After seeing a person in the driver's seat whom he did not recognize, Officer Gilstrap asked him, "what room are you coming from?" Officer Gilstrap "asked [the driver] if he would mind stepping from the car and speaking to me for a moment." He testified the driver agreed to do so. Officer Gilstrap then "requested a consent search . . . and asked him if he had any weapons on his person." After the driver said he had no weapons, Officer Gilstrap searched him. He found no drugs, weapons, or contraband on the driver.
Officer Kendall testified that, when he arrived, Officer Gilstrap was making contact with the driver of the vehicle. He stated that he had dogs in his vehicle and parked close to the hotel's office because he did not want the suspects to hear the dogs barking. According to Officer Kendall, the driver and Officer Gilstrap were standing to the rear of the car as he approached. Officer Kendall testified that as he approached the passenger side of the car, "Taylor leaned out the window, looked at [him] and asked . . . what was going on." Officer Kendall told Taylor they had been dispatched to the hotel and asked Taylor to identify the room he had visited. When Taylor said Room 131, Officer Kendall told Taylor they had come to investigate that room for illegal narcotics and weapons. He asked whether Taylor had any weapons. When Taylor said he did not, Officer Kendall asked whether Taylor would mind if he frisked Taylor for weapons and checked the vehicle. He testified that Taylor said "no, he did not mind . . . and actually handed [the officer] the keys to the vehicle and said [the officer] could start with the trunk."
When Officer Jennings approached, Officer Kendall told Taylor he first wanted to check Taylor for weapons. Officer Kendall testified that Taylor then "took off running."
Timothy Dunbar, the driver of the vehicle, testified that he went to the hotel to "hang out" with Taylor and that later Taylor asked if he would drive his car home. Dunbar testified he tried to put the car in reverse and saw four officers behind him. He stopped and just sat there. Dunbar testified that the officers approached the car and asked if the car was his. When he said it was not, they asked him to get out of the car. At that point, Taylor was asking "why they were pulling us over."

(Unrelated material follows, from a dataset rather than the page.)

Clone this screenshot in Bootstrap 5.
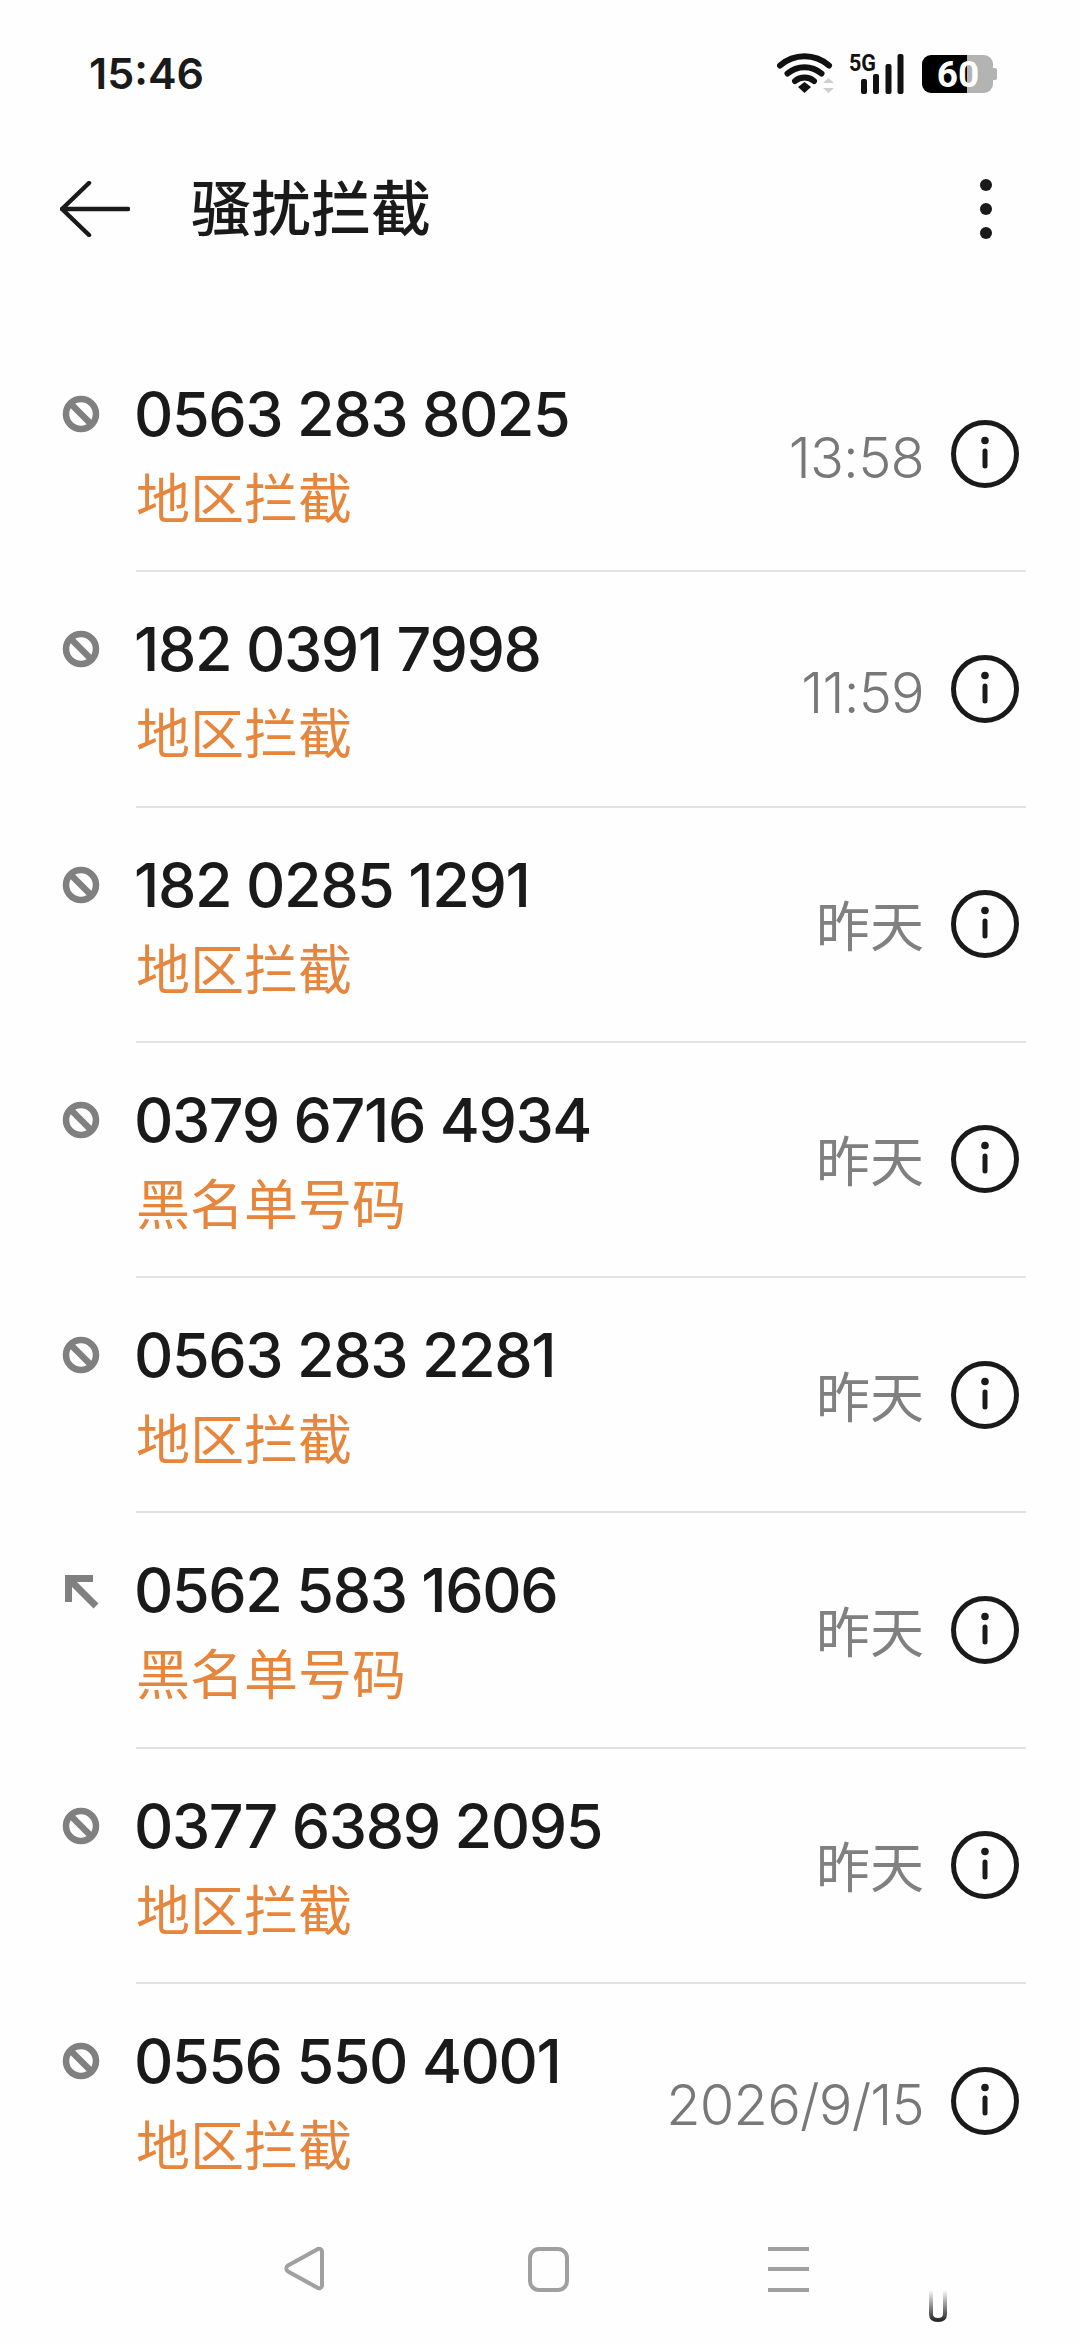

At the conclusion of the evidence, Taylor's counsel argued that neither Taylor nor the driver was free to leave when the three police officers were approaching Taylor's vehicle. Taylor's counsel argued, therefore, that the encounter amounted to an unlawful seizure and any evidence discovered was the result of an unlawful detention. In response, the prosecutor argued that "this was a consensual encounter, there was no seizure, [Taylor] did not submit to a show of authority, [and] the officers did not . . . block the car . . . in any way." The trial judge denied the motion to suppress concluding that the motion was "without merit."
At trial, Officer Gilstrap testified that, while he was talking with the driver, he saw Taylor run past him. Officer Kendall was in pursuit. Officer Gilstrap then "pushed [the driver] on the ground for safety sake and turned and ran after Mr. Taylor as well."
Officer Osman, an off-duty police officer who was there to meet Officer Kendall, was closer to Taylor's flight path. Officer Osman pursued Taylor across Little Church Street as Taylor ran toward Washington Street. He caught Taylor in the parking lot behind a commercial business and leaped onto Taylor's back. Officer Kendall and Officer Gilstrap also leaped onto Taylor. When Taylor fell, one of the officers heard a piece of metal hit the asphalt. A fierce struggle ensued. Officer Gilstrap ultimately had to spray Taylor with a chemical to subdue him. The officers then pried Taylor's hand from underneath his stomach area and placed Taylor in handcuffs. Officer Osman testified that when they lifted Taylor, he "observed a pistol stuffed in [Taylor's] pants exactly where his hands were."
The officers led Taylor from behind the building and across Little Church Street. While the officers were escorting Taylor toward the police vehicle, Officer Gilstrap saw a large package in the middle of the street. The package contained two smaller bundles of crack cocaine and a larger bundle, which held several one inch by one inch clear and purple translucent plastic bags containing crack cocaine and two bags of powder cocaine.
Later, when searching Taylor, Officer Gilstrap found in Taylor's pocket empty bags, which he described as looking like the bags containing cocaine. He testified that the bags, which were called "zips," were small and clear with a purplish tint. Taylor also had a razor blade with an unidentified substance on it, a key to Room 131, a pager, and $106 in denominations of five $10 bills, ten $5 bills, and six $1 bills. In Taylor's car, the officers found a second pager and "a couple of cell phones."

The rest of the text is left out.